Extracted entries
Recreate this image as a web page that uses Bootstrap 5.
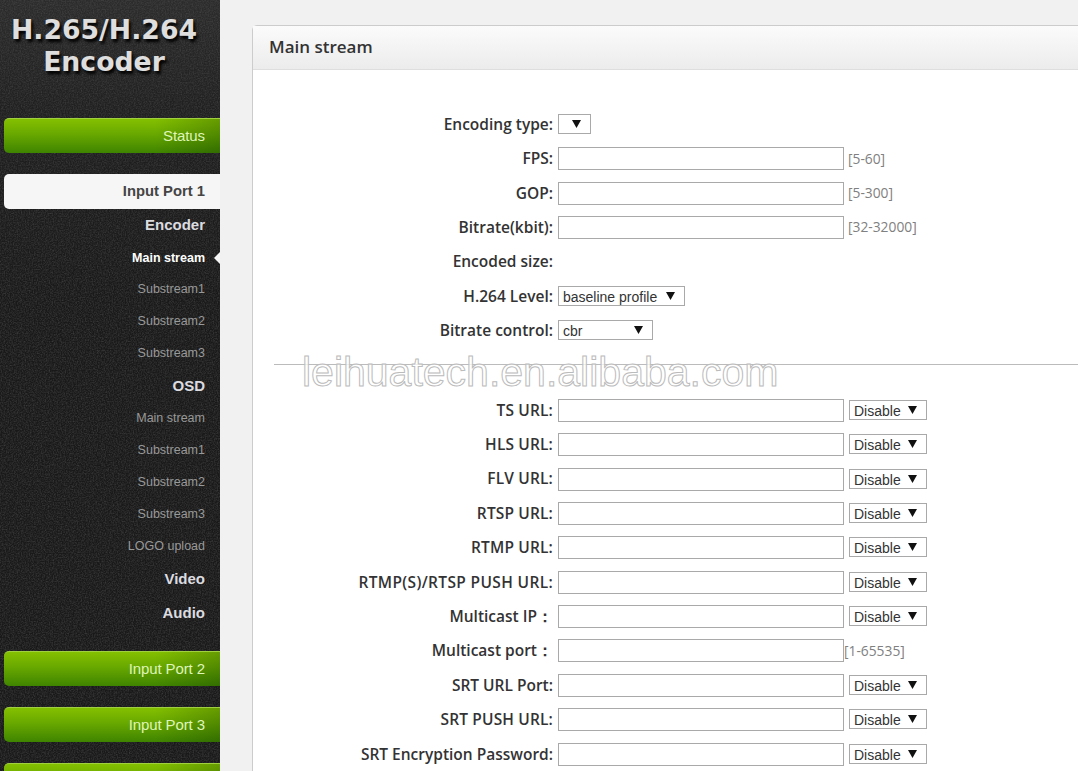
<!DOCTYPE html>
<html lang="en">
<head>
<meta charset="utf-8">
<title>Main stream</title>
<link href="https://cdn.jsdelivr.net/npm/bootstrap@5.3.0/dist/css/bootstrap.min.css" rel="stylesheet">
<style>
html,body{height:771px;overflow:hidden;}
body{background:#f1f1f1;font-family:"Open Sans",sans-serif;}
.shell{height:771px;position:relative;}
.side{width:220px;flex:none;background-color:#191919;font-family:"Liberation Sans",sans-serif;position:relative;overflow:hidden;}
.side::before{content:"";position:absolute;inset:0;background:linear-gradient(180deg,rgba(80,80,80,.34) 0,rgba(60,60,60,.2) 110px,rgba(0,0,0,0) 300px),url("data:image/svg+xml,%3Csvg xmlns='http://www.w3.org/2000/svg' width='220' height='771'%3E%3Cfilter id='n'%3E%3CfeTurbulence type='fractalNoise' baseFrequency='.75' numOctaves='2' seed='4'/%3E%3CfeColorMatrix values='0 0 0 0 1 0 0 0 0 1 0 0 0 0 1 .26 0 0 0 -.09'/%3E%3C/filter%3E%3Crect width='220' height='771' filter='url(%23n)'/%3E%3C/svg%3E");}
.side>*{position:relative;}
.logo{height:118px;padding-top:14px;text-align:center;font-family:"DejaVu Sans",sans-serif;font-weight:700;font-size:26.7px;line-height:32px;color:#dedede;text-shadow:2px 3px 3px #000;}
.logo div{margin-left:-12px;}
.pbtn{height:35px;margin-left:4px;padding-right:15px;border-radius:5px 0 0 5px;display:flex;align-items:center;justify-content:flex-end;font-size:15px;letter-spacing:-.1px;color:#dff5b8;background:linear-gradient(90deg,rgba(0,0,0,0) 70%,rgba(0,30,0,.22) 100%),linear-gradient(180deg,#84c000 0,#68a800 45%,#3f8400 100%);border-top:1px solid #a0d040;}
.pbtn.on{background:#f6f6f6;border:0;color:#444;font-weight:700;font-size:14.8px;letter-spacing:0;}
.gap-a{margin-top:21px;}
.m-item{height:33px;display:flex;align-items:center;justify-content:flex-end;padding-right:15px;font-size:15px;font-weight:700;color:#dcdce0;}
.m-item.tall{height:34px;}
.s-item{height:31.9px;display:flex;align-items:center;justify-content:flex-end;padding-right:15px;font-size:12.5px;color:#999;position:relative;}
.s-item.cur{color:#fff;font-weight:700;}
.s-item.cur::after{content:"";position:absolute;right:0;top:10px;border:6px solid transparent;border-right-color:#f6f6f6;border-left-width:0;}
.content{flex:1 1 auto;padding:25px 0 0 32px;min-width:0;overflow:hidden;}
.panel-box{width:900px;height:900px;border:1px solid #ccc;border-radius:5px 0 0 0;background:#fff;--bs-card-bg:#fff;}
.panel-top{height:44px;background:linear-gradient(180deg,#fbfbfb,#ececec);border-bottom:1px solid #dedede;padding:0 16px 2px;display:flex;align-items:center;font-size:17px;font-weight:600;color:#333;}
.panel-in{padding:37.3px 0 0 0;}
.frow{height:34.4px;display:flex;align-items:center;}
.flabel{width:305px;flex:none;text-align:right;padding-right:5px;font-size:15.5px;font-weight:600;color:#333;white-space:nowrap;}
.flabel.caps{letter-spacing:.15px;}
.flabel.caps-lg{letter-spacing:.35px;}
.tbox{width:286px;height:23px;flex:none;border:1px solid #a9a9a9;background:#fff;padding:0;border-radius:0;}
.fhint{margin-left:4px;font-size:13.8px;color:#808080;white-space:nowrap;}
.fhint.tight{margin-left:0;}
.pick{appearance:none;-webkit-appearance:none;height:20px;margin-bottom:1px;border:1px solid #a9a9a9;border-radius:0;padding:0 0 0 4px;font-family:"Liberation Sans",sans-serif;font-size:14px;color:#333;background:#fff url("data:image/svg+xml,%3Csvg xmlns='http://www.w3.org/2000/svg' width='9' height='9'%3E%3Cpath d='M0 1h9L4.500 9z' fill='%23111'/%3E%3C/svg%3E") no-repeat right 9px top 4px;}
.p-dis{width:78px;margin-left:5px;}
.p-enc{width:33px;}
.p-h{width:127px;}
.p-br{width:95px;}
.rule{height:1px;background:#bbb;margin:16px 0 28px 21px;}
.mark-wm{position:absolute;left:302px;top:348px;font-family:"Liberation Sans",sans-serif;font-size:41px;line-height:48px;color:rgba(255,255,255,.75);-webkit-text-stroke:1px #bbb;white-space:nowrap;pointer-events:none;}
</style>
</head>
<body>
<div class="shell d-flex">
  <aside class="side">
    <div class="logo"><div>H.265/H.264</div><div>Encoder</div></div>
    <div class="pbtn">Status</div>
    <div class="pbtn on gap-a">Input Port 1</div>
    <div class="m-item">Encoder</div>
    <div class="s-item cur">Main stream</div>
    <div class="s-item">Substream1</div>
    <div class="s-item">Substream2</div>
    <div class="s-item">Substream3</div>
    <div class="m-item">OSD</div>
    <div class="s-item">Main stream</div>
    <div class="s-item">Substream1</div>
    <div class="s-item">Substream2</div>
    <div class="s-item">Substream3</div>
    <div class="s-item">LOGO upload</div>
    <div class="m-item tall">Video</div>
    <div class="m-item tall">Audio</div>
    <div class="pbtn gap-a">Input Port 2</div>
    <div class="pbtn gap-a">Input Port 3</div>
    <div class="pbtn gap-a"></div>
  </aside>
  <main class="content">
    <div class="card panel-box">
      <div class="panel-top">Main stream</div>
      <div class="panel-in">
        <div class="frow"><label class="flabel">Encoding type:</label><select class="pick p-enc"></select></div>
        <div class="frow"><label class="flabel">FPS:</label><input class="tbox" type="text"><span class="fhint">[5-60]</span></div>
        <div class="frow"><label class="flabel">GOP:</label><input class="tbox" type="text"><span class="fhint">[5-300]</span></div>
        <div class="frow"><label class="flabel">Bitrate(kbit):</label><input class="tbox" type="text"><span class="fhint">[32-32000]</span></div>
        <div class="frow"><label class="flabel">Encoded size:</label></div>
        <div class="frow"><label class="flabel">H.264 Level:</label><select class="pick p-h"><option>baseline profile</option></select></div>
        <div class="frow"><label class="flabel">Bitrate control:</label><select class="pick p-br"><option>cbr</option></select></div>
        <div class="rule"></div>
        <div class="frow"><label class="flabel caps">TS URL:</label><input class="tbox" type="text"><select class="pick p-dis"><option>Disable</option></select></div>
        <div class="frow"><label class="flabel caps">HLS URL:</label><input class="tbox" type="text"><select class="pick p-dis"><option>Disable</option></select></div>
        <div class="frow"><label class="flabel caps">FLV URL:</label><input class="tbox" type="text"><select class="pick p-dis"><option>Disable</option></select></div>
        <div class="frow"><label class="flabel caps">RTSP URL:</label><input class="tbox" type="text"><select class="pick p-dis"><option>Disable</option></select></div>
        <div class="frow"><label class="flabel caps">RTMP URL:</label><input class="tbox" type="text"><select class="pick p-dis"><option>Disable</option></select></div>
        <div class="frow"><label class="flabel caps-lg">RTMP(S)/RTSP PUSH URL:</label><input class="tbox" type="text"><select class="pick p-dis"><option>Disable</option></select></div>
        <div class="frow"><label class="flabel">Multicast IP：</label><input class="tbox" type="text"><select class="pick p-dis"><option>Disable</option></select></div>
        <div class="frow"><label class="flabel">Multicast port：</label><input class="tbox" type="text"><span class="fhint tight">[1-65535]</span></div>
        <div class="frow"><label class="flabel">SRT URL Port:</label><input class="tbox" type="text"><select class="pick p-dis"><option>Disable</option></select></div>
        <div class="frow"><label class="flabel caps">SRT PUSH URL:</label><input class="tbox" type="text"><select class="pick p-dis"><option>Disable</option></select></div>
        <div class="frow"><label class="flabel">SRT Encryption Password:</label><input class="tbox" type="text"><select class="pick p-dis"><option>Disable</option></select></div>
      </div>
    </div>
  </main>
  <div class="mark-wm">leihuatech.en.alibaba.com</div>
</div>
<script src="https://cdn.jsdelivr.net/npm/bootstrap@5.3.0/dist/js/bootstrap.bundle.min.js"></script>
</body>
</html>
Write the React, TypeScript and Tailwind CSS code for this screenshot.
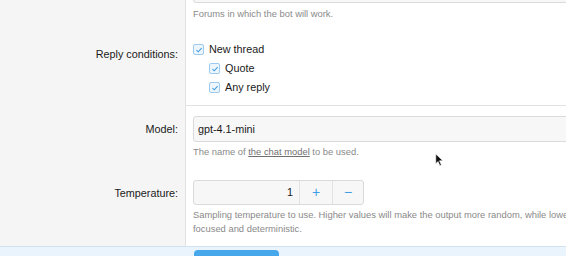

Exercise objective
Return every line of the preceding records in which the word "this" appears.

Output below
Recreate this image as a web page that uses Bootstrap 5.
Write the React, TypeScript and Tailwind CSS code for this screenshot.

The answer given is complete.